While much depends on the specific performance of the various imaging and fluid assays, and their context of use in clinical trials, the strengths and weaknesses of each modality can shape their role. For example, a plasma marker that does not perform quite as well as an imaging marker may still have value at an earlier point in the screening cascade to cheaply exclude individuals that are likely to screen negative on a subsequent PET scan. In this way, the PET scan would be confirmatory with a low likelihood of expensive screening failures, and if PET is being tracked longitudinally then the PET scans would have additional value as baseline measurements. Looking further ahead to when plasma biomarkers perform as well as PET scans for both screening and detecting treatment effects, the role of imaging markers might be more prioritized towards questions relevant to anatomical distribution, and use in smaller, early-phase trials.

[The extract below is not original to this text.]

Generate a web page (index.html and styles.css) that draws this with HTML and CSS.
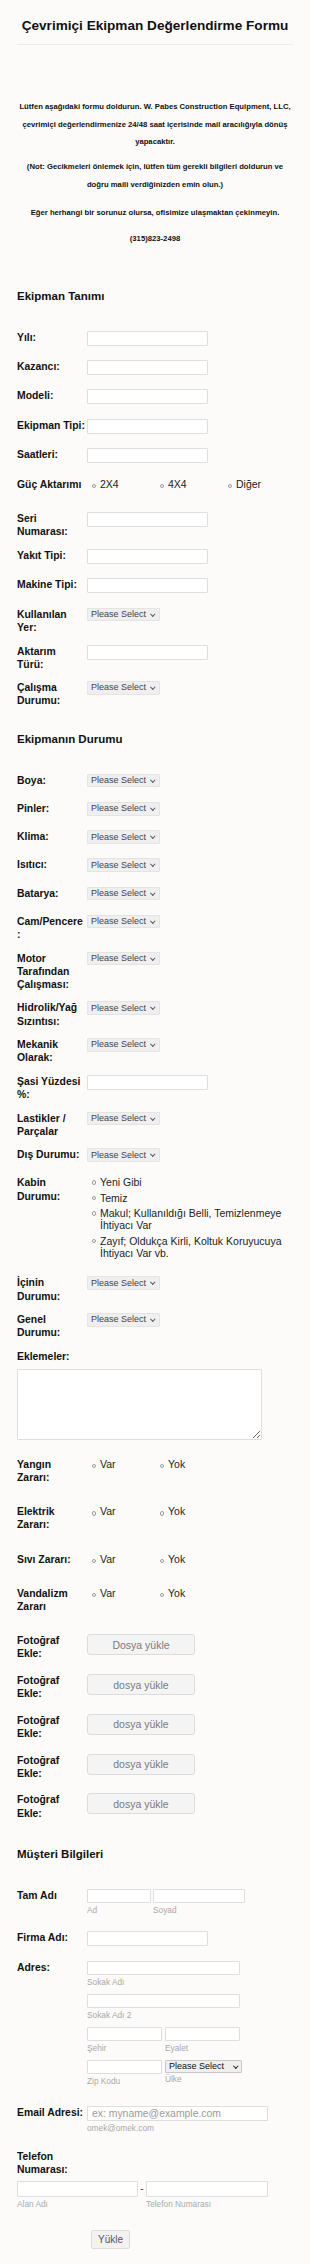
FILE: index.html
```html
<!DOCTYPE html>
<html lang="tr">
<head>
<meta charset="utf-8">
<title>Çevrimiçi Ekipman Değerlendirme Formu</title>
<link rel="stylesheet" href="styles.css">
</head>
<body>
<form class="form">
  <header class="form-header">
    <h1>Çevrimiçi Ekipman Değerlendirme Formu</h1>
  </header>

  <div class="intro">
    <p>Lütfen aşağıdaki formu doldurun. W. Pabes Construction Equipment, LLC, çevrimiçi değerlendirmenize 24/48 saat içerisinde mail aracılığıyla dönüş yapacaktır.</p>
    <p class="note">(Not: Gecikmeleri önlemek için, lütfen tüm gerekli bilgileri doldurun ve doğru maili verdiğinizden emin olun.)</p>
    <p class="contact">Eğer herhangi bir sorunuz olursa, ofisimize ulaşmaktan çekinmeyin.</p>
    <p class="phone">(315)823-2498</p>
  </div>

  <h2 class="section-title">Ekipman Tanımı</h2>

  <div class="row"><label class="lbl">Yılı:</label><div class="field"><input class="txt" type="text"></div></div>
  <div class="row"><label class="lbl">Kazancı:</label><div class="field"><input class="txt" type="text"></div></div>
  <div class="row"><label class="lbl">Modeli:</label><div class="field"><input class="txt" type="text"></div></div>
  <div class="row"><label class="lbl">Ekipman Tipi:</label><div class="field"><input class="txt" type="text"></div></div>
  <div class="row"><label class="lbl">Saatleri:</label><div class="field"><input class="txt" type="text"></div></div>
  <div class="row row-radio"><label class="lbl">Güç Aktarımı</label>
    <div class="radios radios-3">
      <label class="opt"><input class="rad" type="radio" name="guc"><span>2X4</span></label>
      <label class="opt"><input class="rad" type="radio" name="guc"><span>4X4</span></label>
      <label class="opt"><input class="rad" type="radio" name="guc"><span>Diğer</span></label>
    </div>
  </div>
  <div class="row"><label class="lbl">Seri Numarası:</label><div class="field"><input class="txt" type="text"></div></div>
  <div class="row"><label class="lbl">Yakıt Tipi:</label><div class="field"><input class="txt" type="text"></div></div>
  <div class="row"><label class="lbl">Makine Tipi:</label><div class="field"><input class="txt" type="text"></div></div>
  <div class="row"><label class="lbl">Kullanılan Yer:</label><div class="field"><span class="sel-wrap"><select class="sel"><option>Please Select</option></select></span></div></div>
  <div class="row"><label class="lbl">Aktarım<br>Türü:</label><div class="field"><input class="txt" type="text"></div></div>
  <div class="row"><label class="lbl">Çalışma Durumu:</label><div class="field"><span class="sel-wrap"><select class="sel"><option>Please Select</option></select></span></div></div>

  <h2 class="section-title">Ekipmanın Durumu</h2>

  <div class="row"><label class="lbl">Boya:</label><div class="field"><span class="sel-wrap"><select class="sel"><option>Please Select</option></select></span></div></div>
  <div class="row"><label class="lbl">Pinler:</label><div class="field"><span class="sel-wrap"><select class="sel"><option>Please Select</option></select></span></div></div>
  <div class="row"><label class="lbl">Klima:</label><div class="field"><span class="sel-wrap"><select class="sel"><option>Please Select</option></select></span></div></div>
  <div class="row"><label class="lbl">Isıtıcı:</label><div class="field"><span class="sel-wrap"><select class="sel"><option>Please Select</option></select></span></div></div>
  <div class="row"><label class="lbl">Batarya:</label><div class="field"><span class="sel-wrap"><select class="sel"><option>Please Select</option></select></span></div></div>
  <div class="row"><label class="lbl">Cam/Pencere<br>:</label><div class="field"><span class="sel-wrap"><select class="sel"><option>Please Select</option></select></span></div></div>
  <div class="row"><label class="lbl">Motor Tarafından Çalışması:</label><div class="field"><span class="sel-wrap"><select class="sel"><option>Please Select</option></select></span></div></div>
  <div class="row"><label class="lbl">Hidrolik/Yağ Sızıntısı:</label><div class="field"><span class="sel-wrap"><select class="sel"><option>Please Select</option></select></span></div></div>
  <div class="row"><label class="lbl">Mekanik Olarak:</label><div class="field"><span class="sel-wrap"><select class="sel"><option>Please Select</option></select></span></div></div>
  <div class="row"><label class="lbl">Şasi Yüzdesi %:</label><div class="field"><input class="txt" type="text"></div></div>
  <div class="row"><label class="lbl">Lastikler / Parçalar</label><div class="field"><span class="sel-wrap"><select class="sel"><option>Please Select</option></select></span></div></div>
  <div class="row"><label class="lbl">Dış Durumu:</label><div class="field"><span class="sel-wrap"><select class="sel"><option>Please Select</option></select></span></div></div>
  <div class="row row-list"><label class="lbl">Kabin Durumu:</label>
    <div class="radio-list">
      <label class="opt"><input class="rad" type="radio" name="kabin"><span>Yeni Gibi</span></label>
      <label class="opt"><input class="rad" type="radio" name="kabin"><span>Temiz</span></label>
      <label class="opt"><input class="rad" type="radio" name="kabin"><span>Makul; Kullanıldığı Belli, Temizlenmeye İhtiyacı Var</span></label>
      <label class="opt"><input class="rad" type="radio" name="kabin"><span>Zayıf; Oldukça Kirli, Koltuk Koruyucuya İhtiyacı Var vb.</span></label>
    </div>
  </div>
  <div class="row"><label class="lbl">İçinin Durumu:</label><div class="field"><span class="sel-wrap"><select class="sel"><option>Please Select</option></select></span></div></div>
  <div class="row"><label class="lbl">Genel Durumu:</label><div class="field"><span class="sel-wrap"><select class="sel"><option>Please Select</option></select></span></div></div>
  <div class="row row-top">
    <label class="lbl lbl-top">Eklemeler:</label>
    <textarea class="area"></textarea>
  </div>
  <div class="row row-radio"><label class="lbl">Yangın Zararı:</label>
    <div class="radios">
      <label class="opt"><input class="rad" type="radio" name="yangin"><span>Var</span></label>
      <label class="opt"><input class="rad" type="radio" name="yangin"><span>Yok</span></label>
    </div>
  </div>
  <div class="row row-radio"><label class="lbl">Elektrik Zararı:</label>
    <div class="radios">
      <label class="opt"><input class="rad" type="radio" name="elektrik"><span>Var</span></label>
      <label class="opt"><input class="rad" type="radio" name="elektrik"><span>Yok</span></label>
    </div>
  </div>
  <div class="row row-radio"><label class="lbl">Sıvı Zararı:</label>
    <div class="radios">
      <label class="opt"><input class="rad" type="radio" name="sivi"><span>Var</span></label>
      <label class="opt"><input class="rad" type="radio" name="sivi"><span>Yok</span></label>
    </div>
  </div>
  <div class="row row-radio"><label class="lbl">Vandalizm Zararı</label>
    <div class="radios">
      <label class="opt"><input class="rad" type="radio" name="vandal"><span>Var</span></label>
      <label class="opt"><input class="rad" type="radio" name="vandal"><span>Yok</span></label>
    </div>
  </div>
  <div class="row"><label class="lbl">Fotoğraf Ekle:</label><div class="field"><button class="upload" type="button">Dosya yükle</button></div></div>
  <div class="row"><label class="lbl">Fotoğraf Ekle:</label><div class="field"><button class="upload" type="button">dosya yükle</button></div></div>
  <div class="row"><label class="lbl">Fotoğraf Ekle:</label><div class="field"><button class="upload" type="button">dosya yükle</button></div></div>
  <div class="row"><label class="lbl">Fotoğraf Ekle:</label><div class="field"><button class="upload" type="button">dosya yükle</button></div></div>
  <div class="row"><label class="lbl">Fotoğraf Ekle:</label><div class="field"><button class="upload" type="button">dosya yükle</button></div></div>

  <h2 class="section-title">Müşteri Bilgileri</h2>

  <div class="row"><label class="lbl">Tam Adı</label>
    <div class="field name-group">
      <span class="sub"><input class="txt txt-first" type="text"><span class="sublbl">Ad</span></span>
      <span class="sub"><input class="txt txt-last" type="text"><span class="sublbl">Soyad</span></span>
    </div>
  </div>
  <div class="row"><label class="lbl">Firma Adı:</label><div class="field"><input class="txt" type="text"></div></div>
  <div class="row"><label class="lbl">Adres:</label>
    <div class="field address">
      <span class="sub addr-line"><input class="txt txt-wide" type="text"><span class="sublbl">Sokak Adı</span></span>
      <span class="sub addr-line"><input class="txt txt-wide" type="text"><span class="sublbl">Sokak Adı 2</span></span>
      <div class="addr-pair">
        <span class="sub addr-line"><input class="txt txt-half" type="text"><span class="sublbl">Şehir</span></span>
        <span class="sub addr-line"><input class="txt txt-half" type="text"><span class="sublbl">Eyalet</span></span>
      </div>
      <div class="addr-pair">
        <span class="sub addr-line"><input class="txt txt-half" type="text"><span class="sublbl">Zip Kodu</span></span>
        <span class="sub addr-line"><span class="sel-wrap sel-wrap-dark"><select class="sel sel-country"><option>Please Select</option></select></span><span class="sublbl sublbl-country">Ülke</span></span>
      </div>
    </div>
  </div>
  <div class="row row-email"><label class="lbl">Email Adresi:</label>
    <div class="field">
      <input class="txt txt-email" type="email" placeholder="ex: myname@example.com">
      <span class="sublbl">omek@omek.com</span>
    </div>
  </div>
  <div class="row row-top row-phone">
    <label class="lbl lbl-top">Telefon Numarası:</label>
    <div class="phone-group">
      <span class="sub"><input class="txt txt-phone" type="text"><span class="sublbl">Alan Adı</span></span>
      <span class="dash">-</span>
      <span class="sub"><input class="txt txt-phone txt-phone2" type="text"><span class="sublbl">Telefon Numarası</span></span>
    </div>
  </div>
  <div class="submit-row"><button class="submit" type="submit">Yükle</button></div>
</form>
</body>
</html>
```

FILE: styles.css
```css
* { box-sizing: border-box; }
html, body { margin: 0; padding: 0; }
body {
  background: #fcfbfa;
  font-family: "Liberation Sans", Arial, Helvetica, sans-serif;
  color: #111;
}
.form { width: 310px; padding: 0 17px 16px; }

.form-header {
  padding: 17px 0 9px;
  border-bottom: 1px solid #ececec;
}
.form-header h1 {
  margin: 0;
  font-size: 13.6px;
  line-height: 18px;
  font-weight: bold;
  text-align: center;
  color: #111;
}

.intro {
  margin: 53px 0 27px;
  text-align: center;
  font-weight: bold;
  font-size: 7.7px;
  line-height: 17.5px;
  color: #111;
}
.intro p { margin: 0; }
.intro .note { margin-top: 7.5px; }
.intro .contact { margin-top: 11px; }
.intro .phone { margin-top: 8.5px; }

.section-title {
  margin: 0;
  padding: 14px 0 28px;
  font-size: 11.5px;
  line-height: 14px;
  font-weight: bold;
  color: #111;
}

.row {
  display: flex;
  align-items: flex-start;
  padding-bottom: 10.3px;
}
.lbl {
  width: 69px;
  margin-right: 1px;
  flex: none;
  font-size: 10.4px;
  line-height: 13.2px;
  font-weight: bold;
  color: #111;
  overflow-wrap: break-word;
}
.field { display: flex; flex-direction: column; align-items: flex-start; }

.txt {
  display: block;
  width: 121px;
  height: 15px;
  margin: 0 0 4.2px;
  padding: 0 3px;
  border: 1px solid #dedede;
  border-radius: 1px;
  background: #fff;
  font-family: inherit;
  font-size: 10.4px;
  color: #333;
}

.sel-wrap { position: relative; display: block; margin-bottom: 4.4px; }
.sel {
  display: block;
  -webkit-appearance: none;
  appearance: none;
  width: 73px;
  height: 13.5px;
  margin: 0;
  padding: 0 0 0 3px;
  border: 1px solid #e4e4e4;
  border-radius: 1px;
  background: #efefef;
  font-family: inherit;
  font-size: 9px;
  line-height: 11px;
  color: #444;
}
.sel-wrap::after {
  content: "";
  position: absolute;
  right: 6px;
  top: 4px;
  width: 2.5px;
  height: 2.5px;
  border-right: 1px solid #555;
  border-bottom: 1px solid #555;
  transform: rotate(45deg);
  pointer-events: none;
}

/* radios */
.row-radio { padding-bottom: 21px; }
.radios { display: grid; grid-template-columns: 68px 68px 68px; }
.opt {
  display: flex;
  align-items: flex-start;
  font-size: 10.5px;
  line-height: 13.2px;
  color: #222;
}
.rad {
  -webkit-appearance: none;
  appearance: none;
  flex: none;
  width: 4.5px;
  height: 4.5px;
  margin: 6px 4px 0 4.5px;
  border: 0.8px solid #9a9a9a;
  border-radius: 50%;
  background: #fff;
}

.row-list { padding-bottom: 14px; }
.radio-list { display: flex; flex-direction: column; width: 200px; }
.radio-list .opt { line-height: 12px; margin-bottom: 3.5px; }
.radio-list .rad { margin-top: 4px; }

/* textarea */
.row-top { flex-direction: column; }
.lbl-top { margin-bottom: 5.5px; }
.area {
  display: block;
  width: 245px;
  height: 71px;
  margin: 0 0 8px;
  border: 1px solid #dedede;
  border-radius: 1px;
  background: #fff;
  font-family: inherit;
}

/* upload */
.upload {
  display: block;
  width: 108px;
  height: 21px;
  margin: 0 0 8.5px;
  padding: 0;
  border: 1px solid #dcdcdc;
  border-radius: 3px;
  background: #f4f4f4;
  font-family: inherit;
  font-size: 10.5px;
  color: #7a7a7a;
}

/* sub-labelled groups */
.sub { display: flex; flex-direction: column; }
.sub .txt { margin-bottom: 0; height: 14px; }
.sublbl {
  display: block;
  margin-top: 2px;
  font-size: 8.3px;
  line-height: 10px;
  color: #a9a9a9;
}
.name-group { flex-direction: row; gap: 2px; padding-bottom: 5.5px; }
.txt-first { width: 64px; }
.txt-last { width: 92px; }

.address { padding-bottom: 3.5px; }
.addr-line { margin-bottom: 7px; }
.txt-wide { width: 153px; }
.addr-pair { display: flex; gap: 3px; }
.txt-half { width: 75px; }
.sel-wrap-dark { margin-bottom: 0; }
.sel-country {
  width: 77px;
  height: 13px;
  border-color: #c8c8c8;
  color: #111;
  font-size: 9px;
}
.sel-wrap-dark::after { border-color: #222; right: 5px; }
.sublbl-country { margin-top: 1px; }

.row-email { padding-bottom: 16.5px; }
.txt-email {
  width: 181px;
  margin-bottom: 0;
  padding: 0 4px;
  font-size: 10.4px;
}
.txt-email::placeholder { color: #9a9a9a; }

.row-phone .lbl-top { margin-bottom: 4.5px; }
.phone-group { display: flex; align-items: flex-start; }
.txt-phone { width: 121px; height: 16px; }
.row-phone .sub .txt { height: 16px; }
.txt-phone2 { width: 122px; }
.dash {
  width: 8px;
  text-align: center;
  font-size: 10px;
  line-height: 16px;
  color: #333;
}

.submit-row { padding: 10.5px 0 0 74px; }
.submit {
  display: block;
  width: 39px;
  height: 19px;
  padding: 0;
  border: 1px solid #dcdcdc;
  border-radius: 2px;
  background: #f2f2f2;
  font-family: inherit;
  font-size: 10px;
  color: #555;
}
```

Nevertheless, it must always be remembered that any biomarker measures what it measures—analytes detected in blood plasma may have some relationship to the substrates of PET ligand binding sites in the brain, or to imaging measures of neurodegeneration, but they are not the same thing. For example, a fluid analyte may more closely reflect the current circulating concentration of a given molecule (in some compartmental relationship with brain parenchyma) whereas a “corresponding” PET scan may reflect the accumulated levels of related aggregates. For certain purposes, such as AT(N) staging in AD, one may substitute for the other at the conceptual level of that framework, but the performance may differ [216, 217]. With respect to the detection of treatment effects, at the present time it remains valuable to obtain convergent evidence of treatment effects on different markers of molecular pathology and neurodegeneration.

Conclusions

Imaging biomarkers play a wide-ranging role in clinical trials for neurological disorders. This includes selecting the appropriate trial participants, establishing target engagement and mechanism-related pharmacodynamic effect, monitoring safety, and providing evidence of disease modification. In the early stages of clinical drug development, evidence of target engagement and/or downstream pharmacodynamic effect—especially with a clear relationship to dose—can provide confidence that the therapeutic candidate should be advanced to larger and more expensive trials, and can inform the selection of the dose(s) to be further tested, i.e., to “de-risk” the drug development program. In these later-phase trials, evidence that the therapeutic candidate is altering disease-related biomarkers can provide important evidence that the clinical benefit of the compound (if observed) is grounded in meaningful biological changes. The interpretation of disease-related imaging markers, and comparability across different trials and imaging tools, is greatly improved when standardized outcome measures are defined. This standardization should not impinge on scientific advances in the imaging tools per se, but provides a common language in which the results generated by these tools are expressed. PET markers of pathological protein aggregates and structural imaging of brain atrophy are common disease-related elements across many neurological disorders. However, PET tracers for pathologies beyond amyloid β and tau are needed, and the interpretability of structural imaging can be enhanced by some simple considerations to guard against the possible confound of pseudo-atrophy. Learnings from much-studied conditions such as Alzheimer’s disease and multiple sclerosis will be beneficial as the field embraces rarer diseases.